Aim |
Please transcribe the data below exactly. Leave the pictures out.

Supplied information |
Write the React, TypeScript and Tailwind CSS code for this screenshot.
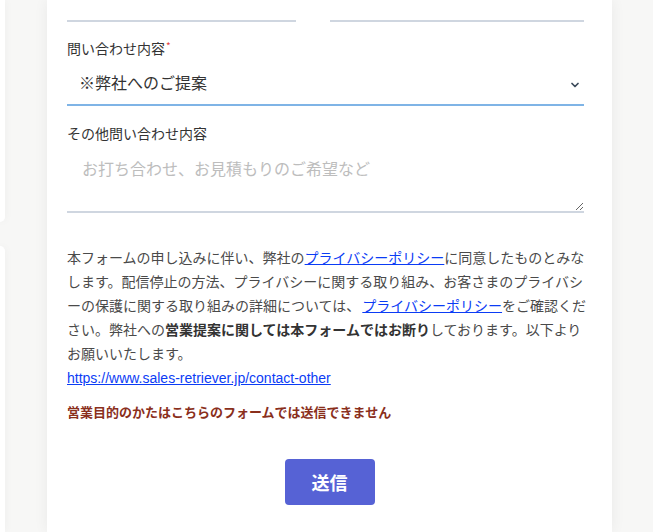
import { ChevronDown } from 'lucide-react'

const jp = { fontFamily: '"Noto Sans CJK JP", "Noto Sans", sans-serif' }

function Field({ label, required, children }: { label: string; required?: boolean; children: React.ReactNode }) {
  return (
    <div className="flex flex-col">
      <label className="text-[14px] leading-[20px] text-[#333]">
        {label}
        {required && <span className="relative -top-[4px] ml-[1px] text-[10px] text-[#e53e3e]">*</span>}
      </label>
      {children}
    </div>
  )
}

export default function App() {
  return (
    <div className="flex min-h-[532px] w-full overflow-hidden bg-[#f7f7f6]" style={jp}>
      {/* neighbouring cards peeking in from the left */}
      <div className="flex w-[5px] flex-col">
        <div className="h-[222px] rounded-br-lg bg-white shadow-[0_0_8px_rgba(0,0,0,0.05)]" />
        <div className="mt-[24px] flex-1 rounded-tr-lg bg-white shadow-[0_0_8px_rgba(0,0,0,0.05)]" />
      </div>

      <div className="ml-[42px] w-[565px] bg-white px-5 pb-[27px] shadow-[0_0_14px_rgba(0,0,0,0.06)]">
        <div className="flex w-[517px] gap-[34px]">
          <input className="h-[22px] w-[229px] border-b-2 border-[#cfd6e0] outline-none" />
          <input className="h-[22px] flex-1 border-b-2 border-[#cfd6e0] outline-none" />
        </div>

        <div className="mt-[16px] w-[517px]">
          <Field label="問い合わせ内容" required>
            <div className="relative">
              <select
                className="h-[46px] w-full appearance-none border-b-2 border-[#7fb4e6] bg-white pl-[12px] text-[16px] text-[#333] outline-none"
                style={jp}
                defaultValue="proposal"
              >
                <option value="proposal">※弊社へのご提案</option>
              </select>
              <ChevronDown
                className="pointer-events-none absolute right-[3px] top-[19px] h-[12px] w-[12px] text-[#3b4a5a]"
                strokeWidth={3.5}
              />
            </div>
          </Field>
        </div>

        <div className="mt-[17px] w-[517px]">
          <Field label="その他問い合わせ内容">
            <textarea
              className="h-[70px] w-full border-b-2 border-[#cfd6e0] px-[15px] pt-[13px] text-[16px] leading-[24px] text-[#333] outline-none placeholder:text-[#bdbdbd]"
              style={jp}
              placeholder="お打ち合わせ、お見積もりのご希望など"
            />
          </Field>
        </div>

        <p className="mt-[32px] whitespace-nowrap text-[14px] leading-[24px] text-[#4a4a4a]">
          本フォームの申し込みに伴い、弊社の
          <a href="#" className="text-[#0b3cf5] underline">プライバシーポリシー</a>
          に同意したものとみな
          <br />
          します。配信停止の方法、プライバシーに関する取り組み、お客さまのプライバシ
          <br />
          ーの保護に関する取り組みの詳細については、
          <a href="#" className="ml-[2px] text-[#0b3cf5] underline">プライバシーポリシー</a>
          をご確認くだ
          <br />
          さい。弊社への<b className="font-bold text-[#333]">営業提案に関しては本フォームではお断り</b>
          しております。以下より
          <br />
          お願いいたします。
          <br />
          <a
            href="#"
            className="text-[14px] text-[#0b3cf5] underline"
            style={{ fontFamily: '"Liberation Sans", Arial, sans-serif' }}
          >
            https://www.sales-retriever.jp/contact-other
          </a>
        </p>

        <p className="mt-[12px] text-[13px] font-bold leading-[20px] text-[#8a2f1c]">
          営業目的のかたはこちらのフォームでは送信できません
        </p>

        <div className="mt-[37px] flex justify-center">
          <button
            type="button"
            className="h-[46px] w-[90px] rounded-[4px] bg-[#5662d5] text-[18px] font-bold text-white"
            style={jp}
          >
            送信
          </button>
        </div>
      </div>
    </div>
  )
}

Solution |
Write the React, TypeScript and Tailwind CSS code for this screenshot.
import { ChevronDown } from 'lucide-react'

const jp = { fontFamily: '"Noto Sans CJK JP", "Noto Sans", sans-serif' }

function Field({ label, required, children }: { label: string; required?: boolean; children: React.ReactNode }) {
  return (
    <div className="flex flex-col">
      <label className="text-[14px] leading-[20px] text-[#333]">
        {label}
        {required && <span className="relative -top-[4px] ml-[1px] text-[10px] text-[#e53e3e]">*</span>}
      </label>
      {children}
    </div>
  )
}

export default function App() {
  return (
    <div className="flex min-h-[532px] w-full overflow-hidden bg-[#f7f7f6]" style={jp}>
      {/* neighbouring cards peeking in from the left */}
      <div className="flex w-[5px] flex-col">
        <div className="h-[222px] rounded-br-lg bg-white shadow-[0_0_8px_rgba(0,0,0,0.05)]" />
        <div className="mt-[24px] flex-1 rounded-tr-lg bg-white shadow-[0_0_8px_rgba(0,0,0,0.05)]" />
      </div>

      <div className="ml-[42px] w-[565px] bg-white px-5 pb-[27px] shadow-[0_0_14px_rgba(0,0,0,0.06)]">
        <div className="flex w-[517px] gap-[34px]">
          <input className="h-[22px] w-[229px] border-b-2 border-[#cfd6e0] outline-none" />
          <input className="h-[22px] flex-1 border-b-2 border-[#cfd6e0] outline-none" />
        </div>

        <div className="mt-[16px] w-[517px]">
          <Field label="問い合わせ内容" required>
            <div className="relative">
              <select
                className="h-[46px] w-full appearance-none border-b-2 border-[#7fb4e6] bg-white pl-[12px] text-[16px] text-[#333] outline-none"
                style={jp}
                defaultValue="proposal"
              >
                <option value="proposal">※弊社へのご提案</option>
              </select>
              <ChevronDown
                className="pointer-events-none absolute right-[3px] top-[19px] h-[12px] w-[12px] text-[#3b4a5a]"
                strokeWidth={3.5}
              />
            </div>
          </Field>
        </div>

        <div className="mt-[17px] w-[517px]">
          <Field label="その他問い合わせ内容">
            <textarea
              className="h-[70px] w-full border-b-2 border-[#cfd6e0] px-[15px] pt-[13px] text-[16px] leading-[24px] text-[#333] outline-none placeholder:text-[#bdbdbd]"
              style={jp}
              placeholder="お打ち合わせ、お見積もりのご希望など"
            />
          </Field>
        </div>

        <p className="mt-[32px] whitespace-nowrap text-[14px] leading-[24px] text-[#4a4a4a]">
          本フォームの申し込みに伴い、弊社の
          <a href="#" className="text-[#0b3cf5] underline">プライバシーポリシー</a>
          に同意したものとみな
          <br />
          します。配信停止の方法、プライバシーに関する取り組み、お客さまのプライバシ
          <br />
          ーの保護に関する取り組みの詳細については、
          <a href="#" className="ml-[2px] text-[#0b3cf5] underline">プライバシーポリシー</a>
          をご確認くだ
          <br />
          さい。弊社への<b className="font-bold text-[#333]">営業提案に関しては本フォームではお断り</b>
          しております。以下より
          <br />
          お願いいたします。
          <br />
          <a
            href="#"
            className="text-[14px] text-[#0b3cf5] underline"
            style={{ fontFamily: '"Liberation Sans", Arial, sans-serif' }}
          >
            https://www.sales-retriever.jp/contact-other
          </a>
        </p>

        <p className="mt-[12px] text-[13px] font-bold leading-[20px] text-[#8a2f1c]">
          営業目的のかたはこちらのフォームでは送信できません
        </p>

        <div className="mt-[37px] flex justify-center">
          <button
            type="button"
            className="h-[46px] w-[90px] rounded-[4px] bg-[#5662d5] text-[18px] font-bold text-white"
            style={jp}
          >
            送信
          </button>
        </div>
      </div>
    </div>
  )
}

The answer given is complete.